Ortagus, who earned the endorsement of Trump before entering the race in February, framed the decision to bar her as a move by “party insiders” to undermine her “America First” candidacy.
"I'm a bonafide Republican by their standards, and frankly, by any metric," Ortagus said in a statement to the Tennessean. “As I have said all along, I believe that voters in Middle Tennessee should pick their representative — not establishment party insiders. Our team is evaluating the options before us."
Ortagus has rankled party leaders in the state who object to her running in the 5th District despite having only moved to Tennessee last year. Her entry into the race gave rise to tensions between the state GOP and Trump, whose influence over the Republican Party is being tested in primaries across the country. The former president has endorsed more than 100 GOP candidates on the ballot.
"I voted for Trump. I supported him," state Sen. Frank Niceley, a Tennessee Republican, told NBC News. "I’ll vote for Trump as long as he lives. But I don’t want him coming out here to tell me who to vote for."
Niceley spearheaded legislation widely viewed as targeting Ortagus that requires primary candidates to have lived in Tennessee for at least three years. The bill became law, except it took effect after the election's April 7 filing deadline, meaning Ortagus would have been able to compete in the primary had she not been kicked out by the Tennessee GOP.

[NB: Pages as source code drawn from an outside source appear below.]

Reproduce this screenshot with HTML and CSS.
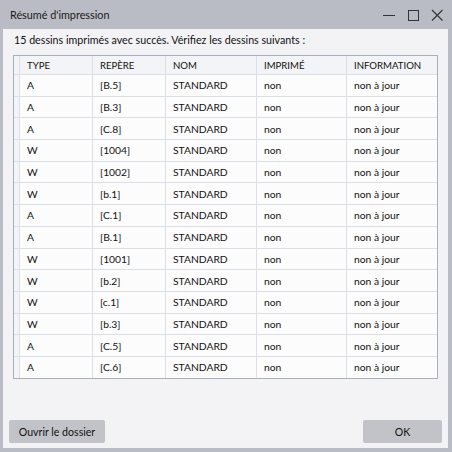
FILE: index.html
```html
<!DOCTYPE html>
<html lang="fr">
<head>
  <meta charset="UTF-8">
  <title>Résumé d'impression</title>
  <link rel="stylesheet" href="styles.css">
</head>
<body>
  <div class="window">
    <div class="titlebar">
      <span class="title">Résumé d'impression</span>
      <div class="controls">
        <svg class="ctl" width="14" height="14" viewBox="0 0 14 14"><line x1="1" y1="7.5" x2="13" y2="7.5" stroke="#333" stroke-width="1"/></svg>
        <svg class="ctl" width="14" height="14" viewBox="0 0 14 14"><rect x="2.5" y="2.5" width="10" height="10" fill="none" stroke="#333" stroke-width="1"/></svg>
        <svg class="ctl" width="14" height="14" viewBox="0 0 14 14"><path d="M2 2 L12.5 12.5 M12.5 2 L2 12.5" stroke="#333" stroke-width="1.1"/></svg>
      </div>
    </div>

    <div class="content">
      <p class="message">15 dessins imprimés avec succès. Vérifiez les dessins suivants :</p>

      <table class="grid">
        <colgroup>
          <col style="width:6px">
          <col style="width:73px">
          <col style="width:73px">
          <col style="width:91px">
          <col style="width:90px">
          <col style="width:90px">
        </colgroup>
        <thead>
          <tr>
            <th class="stub"></th>
            <th>TYPE</th>
            <th>REPÈRE</th>
            <th>NOM</th>
            <th>IMPRIMÉ</th>
            <th>INFORMATION</th>
          </tr>
        </thead>
        <tbody id="rows"></tbody>
      </table>

      <div class="spacer"></div>

      <div class="buttons">
        <button>Ouvrir le dossier</button>
        <button class="ok">OK</button>
      </div>
    </div>
  </div>

  <script>
    const drawings = [
      ['A', '[B.5]'], ['A', '[B.3]'], ['A', '[C.8]'], ['W', '[1004]'],
      ['W', '[1002]'], ['W', '[b.1]'], ['A', '[C.1]'], ['A', '[B.1]'],
      ['W', '[1001]'], ['W', '[b.2]'], ['W', '[c.1]'], ['W', '[b.3]'],
      ['A', '[C.5]'], ['A', '[C.6]']
    ];
    const tbody = document.getElementById('rows');
    drawings.forEach(d => {
      const tr = document.createElement('tr');
      tr.innerHTML = '<td class="stub"></td><td>' + d[0] + '</td><td>' + d[1] +
        '</td><td>STANDARD</td><td>non</td><td>non à jour</td>';
      tbody.appendChild(tr);
    });
  </script>
</body>
</html>
```

FILE: styles.css
```css
body {
  margin: 0;
  font-family: Lato, "Open Sans", sans-serif;
  font-size: 10.7px;
  color: #111;
}
.window {
  width: 452px;
  height: 452px;
  box-sizing: border-box;
  background: #b9bcc4;
  padding: 0 4px 4px 3px;
  display: flex;
  flex-direction: column;
}
.titlebar {
  height: 29px;
  display: flex;
  align-items: center;
  justify-content: space-between;
}
.title {
  padding-left: 7px;
  font-size: 10.8px;
  color: #1a1a1a;
}
.controls {
  display: flex;
  gap: 10px;
  padding-right: 4px;
}
.ctl {
  display: block;
}
.content {
  flex: 1;
  background: #f3f3f5;
  display: flex;
  flex-direction: column;
  padding: 0 6px 5px 6px;
}
.message {
  margin: 4px 0 0 5px;
  height: 22px;
  line-height: 14px;
}
.grid {
  margin: 0 4px;
  table-layout: fixed;
  width: 425px;
  border-collapse: separate;
  border-spacing: 0;
  border: 1px solid #a9b0bd;
  background: #fcfcfd;
}
.grid th,
.grid td {
  border-right: 1px solid #dcdfe5;
  border-bottom: 1px solid #dcdfe5;
  padding: 0 0 0 7px;
  text-align: left;
  white-space: nowrap;
  overflow: hidden;
}
.grid th:last-child,
.grid td:last-child {
  border-right: none;
}
.grid th {
  height: 18px;
  font-weight: normal;
  font-size: 9.6px;
  background: #f3f4f7;
}
.grid td {
  height: 20.7px;
  font-size: 10.3px;
}
.grid tbody tr:last-child td {
  border-bottom: none;
}
.grid .stub {
  padding: 0;
  background: #f3f4f7;
}
.spacer {
  flex: 1;
}
.buttons {
  display: flex;
  justify-content: space-between;
}
button {
  font-family: inherit;
  font-size: 10.6px;
  color: #111;
  background: #c1c3c9;
  border: none;
  border-radius: 2px;
  height: 23px;
  width: 96px;
  padding: 0;
}
button.ok {
  width: 79px;
}
```
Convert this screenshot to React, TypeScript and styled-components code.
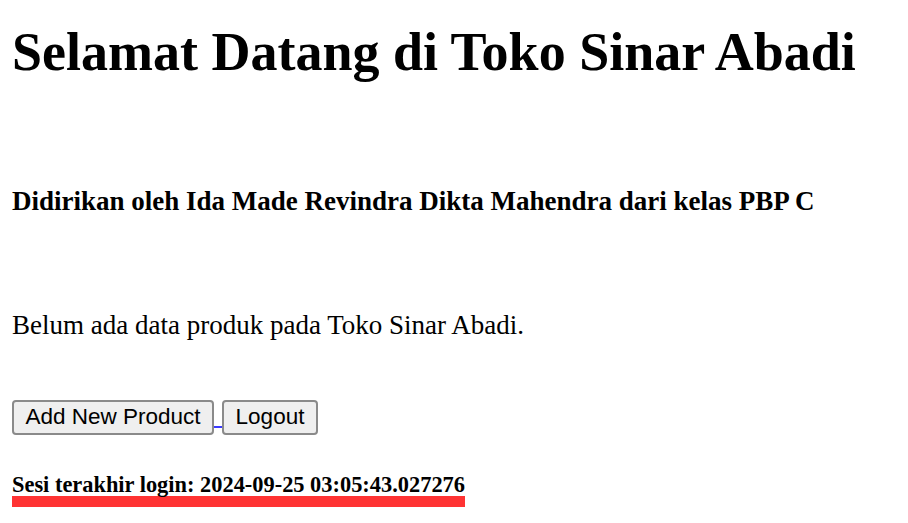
import React from 'react';
import styled, { createGlobalStyle } from 'styled-components';

const GlobalStyle = createGlobalStyle`
  html, body {
    margin: 0;
    padding: 0;
    background: #fff;
  }
  body {
    font-family: "Liberation Serif", "Times New Roman", serif;
    color: #000;
  }
`;

const Page = styled.main`
  display: flex;
  flex-direction: column;
  align-items: flex-start;
  padding: 0 12px;
`;

const Title = styled.h1`
  font-size: 54px;
  font-weight: bold;
  line-height: normal;
  margin: 21px 0 0;
`;

const Subtitle = styled.h4`
  font-size: 27px;
  font-weight: bold;
  line-height: normal;
  margin: 103px 0 0;
`;

const Message = styled.p`
  font-size: 27px;
  line-height: normal;
  margin: 93px 0 0;
`;

const ButtonRow = styled.div`
  display: flex;
  align-items: flex-start;
  margin-top: 58.6px;
`;

const Button = styled.button`
  font-family: "Liberation Sans", Arial, sans-serif;
  font-size: 22.5px;
  line-height: normal;
  color: #000;
  background: #efefef;
  border: 2px solid #8a8a8a;
  border-radius: 4px;
  padding: 2.6px 11.5px;
  cursor: pointer;
`;

const LinkSpace = styled.a`
  display: block;
  width: 8px;
  height: 26px;
  border-bottom: 2px solid #3b3bff;
`;

const LastLogin = styled.h5`
  width: fit-content;
  font-size: 22.4px;
  font-weight: bold;
  line-height: 1;
  margin: 39px 0 0;
  border-bottom: 11.5px solid #ff3333;
`;

const App = () => {
  return (
    <React.Fragment>
      <GlobalStyle />
      <Page>
        <Title>Selamat Datang di Toko Sinar Abadi</Title>
        <Subtitle>Didirikan oleh Ida Made Revindra Dikta Mahendra dari kelas PBP C</Subtitle>
        <Message>Belum ada data produk pada Toko Sinar Abadi.</Message>
        <ButtonRow>
          <Button>Add New Product</Button>
          <LinkSpace href="#" />
          <Button>Logout</Button>
        </ButtonRow>
        <LastLogin>Sesi terakhir login: 2024-09-25 03:05:43.027276</LastLogin>
      </Page>
    </React.Fragment>
  )
}

export default App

The decision to remove Ortagus occurred amid rumors that Trump no longer cared whether she appeared on the ballot; however, a spokesman for Trump emphatically denied that Ortagus had lost the former president’s support.
"That is a dirty lie, which should not surprise anyone, given there are RINOs in Tennessee trying to quietly pull strings and illegally remove President Trump’s endorsed candidate, Morgan Ortagus, from the ballot," Taylor Budowich said, using the acronym for "Republicans in name only."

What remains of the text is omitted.